That the said Warren Hastings, in a letter to the Court of Directors
dated 21st of February, 1784, has confessed his having _privately
received_ another sum of money, the amount of which he has not declared,
but which, from the application he says he has made of it, could not be
less than thirty-four thousand pounds sterling. That he has not informed
the Directors from whom he received this money, at what time, nor on
what account; but, on the contrary, has attempted to justify the receipt
of it, which was illegal, by the application of it, which was
unauthorized and unwarrantable, and which, if admitted as a reason for
receiving money _privately_, would constitute a precedent of the most
dangerous nature to the Company's service. That, in attempting to
justify the receipt and application of the said money, he has endeavored
to establish principles of conduct in a Governor which tend to subvert
all order and regularity in the conduct of public business, to
encourage and facilitate fraud and corruption in all offices of
pecuniary trust, and to defeat all inquiry into the misconduct of any
person in whom pecuniary trust is reposed.--That the said Warren
Hastings, in his letter above mentioned, has made a declaration to the
Court of Directors in the following terms: "Having had occasion to
disburse from my own cash many sums, which, though required to enable me
to execute the duties of my station, I have hitherto omitted to enter in
my public accounts, and my own fortune being unequal to so heavy a
charge, I have resolved to reimburse myself in a mode the most suitable
to the situation of your affairs, by charging the same in my Durbar
accounts of the present year, and crediting them by a sum _privately
received_, and appropriated to your service in the same manner with
other sums received on account of the Honorable Company, and already
carried to their account." That at the time of writing this letter the
said Warren Hastings had been in possession of the government of Fort
William about twelve years, with a clear salary, or avowed emoluments,
at no time less than twenty-five thousand pounds sterling a year,
exclusive of which all the principal expenses of his residence were paid
for by the Company. That, if the services mentioned by him were required
to enable him to execute the duties of his station, he ought not to have
omitted to enter them in his public accounts at the times when the
expenses were incurred. That, if it was true, as he affirms, that, when
he first engaged in these expenses, he had no intention to carry them to
the account of the Company, there was no subsequent change in his
situation which could justify his departing from that intention. That,
if his own fortune in the year 1784 was unequal to so heavy a charge,
the state of his fortune at any earlier period must have been still more
unequal to so heavy a charge. That the fact so asserted by the said
Warren Hastings leads directly to an inference palpably false and
absurd, viz., that, the longer a Governor-General holds that lucrative
office, the poorer he must become.
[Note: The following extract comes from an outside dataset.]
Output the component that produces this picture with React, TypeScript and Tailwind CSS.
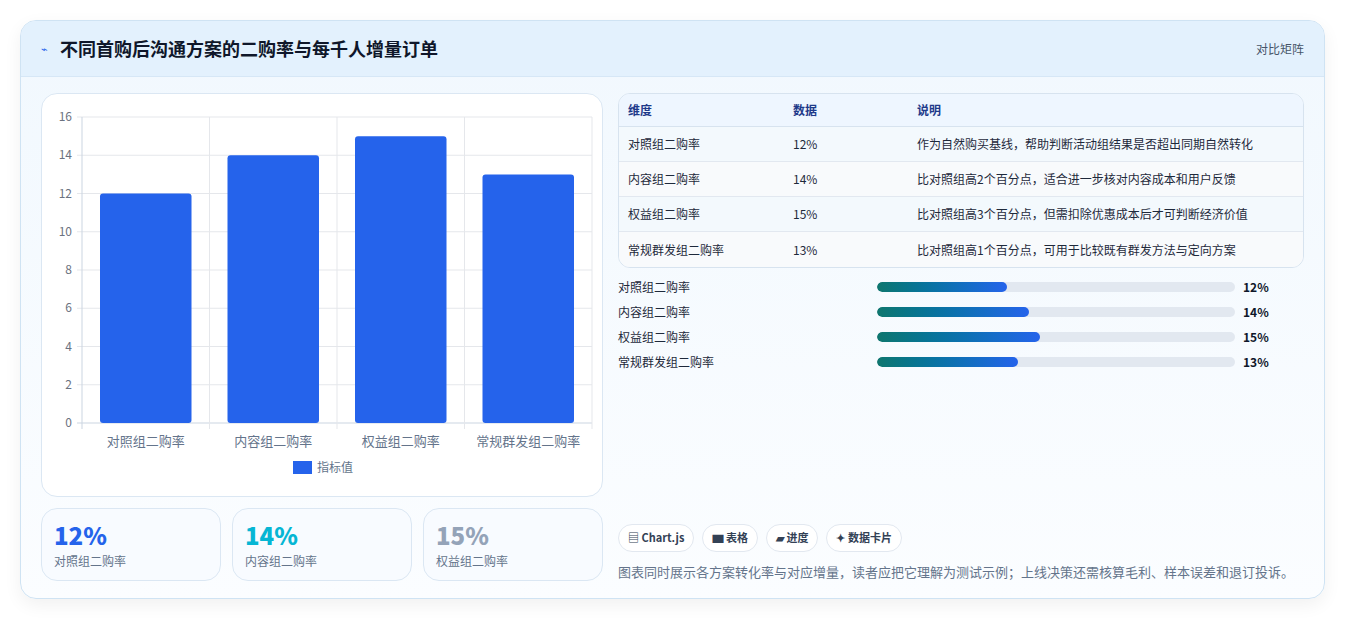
import React from "react";

const F = { fontFamily: '"Noto Sans CJK SC", "Noto Sans", sans-serif' };
const rows = [
  ["对照组二购率", "12%", "作为自然购买基线，帮助判断活动组结果是否超出同期自然转化", 12],
  ["内容组二购率", "14%", "比对照组高2个百分点，适合进一步核对内容成本和用户反馈", 14],
  ["权益组二购率", "15%", "比对照组高3个百分点，但需扣除优惠成本后才可判断经济价值", 15],
  ["常规群发组二购率", "13%", "比对照组高1个百分点，可用于比较既有群发方法与定向方案", 13],
] as const;

function Chart() {
  const x0 = 40, x1 = 550, y0 = 329, yTop = 23;
  const sy = (v: number) => y0 - ((y0 - yTop) * v) / 16;
  const cw = (x1 - x0) / 4;
  return (
    <svg width="562" height="404" className="block">
      {[0, 2, 4, 6, 8, 10, 12, 14, 16].map((v) => (
        <g key={v}>
          <line x1={x0 - 5} x2={x1} y1={sy(v)} y2={sy(v)} stroke={v === 0 ? "#cbd5e1" : "#e5e7eb"} />
          <text x={x0 - 10} y={sy(v) + 4} textAnchor="end" fontSize="12" fill="#6b7280" style={F}>{v}</text>
        </g>
      ))}
      {[0, 1, 2, 3, 4].map((i) => (
        <line key={i} x1={x0 + i * cw} x2={x0 + i * cw} y1={yTop} y2={y0 + 6} stroke={i === 0 ? "#cbd5e1" : "#e5e7eb"} />
      ))}
      {rows.map((r, i) => (
        <g key={i}>
          <rect x={x0 + i * cw + 18} y={sy(r[3])} width={cw - 36} height={y0 - sy(r[3])} rx="3" fill="#2563eb" />
          <text x={x0 + i * cw + cw / 2} y={y0 + 23} textAnchor="middle" fontSize="13" fill="#64748b" style={F}>{r[0]}</text>
        </g>
      ))}
      <rect x="251" y="367" width="19" height="13" fill="#2563eb" />
      <text x="275" y="378" fontSize="12" fill="#64748b" style={F}>指标值</text>
    </svg>
  );
}

export default function App() {
  return (
    <div style={F} className="min-h-[621px] bg-white pt-5 px-5 pb-5">
      <div className="rounded-2xl border border-[#cfe3f3] bg-gradient-to-b from-[#f1f8fe] to-[#fbfdff] shadow-[0_6px_18px_rgba(0,0,0,0.06)] overflow-hidden">
        <div className="h-[56px] flex items-center justify-between px-5 bg-[#e3f1fd] border-b border-[#d6e7f6]">
          <div className="flex items-center gap-3">
            <span className="text-[#2563eb] text-[11px]">⌁</span>
            <span className="text-[18px] font-bold text-[#0f172a]">不同首购后沟通方案的二购率与每千人增量订单</span>
          </div>
          <span className="text-[12px] text-[#475569]">对比矩阵</span>
        </div>
        <div className="flex gap-[15px] px-5 pt-4 pb-[17px]">
          <div className="w-[562px] flex flex-col gap-[11px]">
            <div className="h-[404px] rounded-2xl border border-[#dbe7f3] bg-white">
              <Chart />
            </div>
            <div className="flex gap-[11px]">
              {[["12%", "text-[#2563eb]", "对照组二购率"], ["14%", "text-[#06b6d4]", "内容组二购率"], ["15%", "text-[#94a3b8]", "权益组二购率"]].map(([v, c, l]) => (
                <div key={l} className="flex-1 h-[73px] rounded-2xl border border-[#dbe7f3] bg-[#f8fbff] px-3 pt-[11px]">
                  <div className={`text-[24px] font-extrabold leading-[30px] ${c}`}>{v}</div>
                  <div className="text-[12px] text-[#64748b] mt-[2px]">{l}</div>
                </div>
              ))}
            </div>
          </div>
          <div className="flex-1 flex flex-col">
            <div className="rounded-xl border border-[#d7e3ef] overflow-hidden bg-[#f8fbff]">
              <div className="h-[33px] flex items-center bg-[#eef6ff] border-b border-[#d7e3ef] text-[12px] font-semibold text-[#1e3a8a] px-[9px]">
                <span className="w-[165px]">维度</span><span className="w-[124px]">数据</span><span>说明</span>
              </div>
              {rows.map((r, i) => (
                <div key={i} className={`h-[35px] flex items-center px-[9px] text-[12px] text-[#1e293b] ${i < 3 ? "border-b border-[#e2e8f0]" : ""} ${i % 2 ? "bg-[#f8fafc]" : "bg-[#f3f9fd]"}`}>
                  <span className="w-[165px]">{r[0]}</span><span className="w-[124px]">{r[1]}</span><span>{r[2]}</span>
                </div>
              ))}
            </div>
            <div className="flex flex-col gap-[11px] mt-[12px]">
              {rows.map((r, i) => (
                <div key={i} className="flex items-center h-[14px] text-[12px]">
                  <span className="w-[259px] text-[#1e293b]">{r[0]}</span>
                  <div className="w-[358px] h-[10px] rounded-full bg-[#e2e8f0] overflow-hidden">
                    <div className="h-full rounded-full bg-gradient-to-r from-[#0f766e] to-[#2563eb]" style={{ width: `${(r[3] / 33) * 100}%` }} />
                  </div>
                  <span className="ml-2 font-bold text-[#0f172a]">{r[1]}</span>
                </div>
              ))}
            </div>
            <div className="mt-auto flex gap-2">
              {["▤ Chart.js", "▆ 表格", "▰ 进度", "✦ 数据卡片"].map((t) => (
                <span key={t} className="h-[28px] px-[9px] flex items-center rounded-full border border-[#e2e8f0] bg-white text-[11px] font-semibold text-[#334155]">{t}</span>
              ))}
            </div>
            <div className="mt-[10px] text-[13px] text-[#64748b]">图表同时展示各方案转化率与对应增量，读者应把它理解为测试示例；上线决策还需核算毛利、样本误差和退订投诉。</div>
          </div>
        </div>
      </div>
    </div>
  );
}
That neither would the assertion, if
it were true, nor the inference, if it were admitted, justify the
conduct avowed by the said Warren Hastings in resolving to reimburse
himself out of the Company's property without their consent or
knowledge.--That the account transmitted in this letter is styled by
himself _an aggregate of a contingent account of twelve years_; that all
contingent accounts should be submitted to those who ought to have an
official control over them, at annual or other shorter periods, in order
that the expense already incurred may be checked and examined, and
similar expenses, if disapproved of, may be prohibited in time; that,
after a very long period is elapsed, all check and control over such
expenses is impracticable, and, if it were practicable in the present
instance, would be completely useless, since the said Warren Hastings,
without waiting for the consent of the Directors, did _resolve to
reimburse himself_. That the conduct of the said Warren Hastings, in
withholding these accounts for twelve years together, and then resolving
to reimburse himself without the consent of his employers, has been
fraudulent in the first instance, and in the second amounts to a denial
and mockery of the authority placed over him by law; and that he has
thereby set a dangerous example to his successors, and to every man in
trust or office under him.--That the mode in which he has reimbursed
himself is a crime of a much higher order, and greatly aggravates
whatever was already criminal in the other parts of this transaction.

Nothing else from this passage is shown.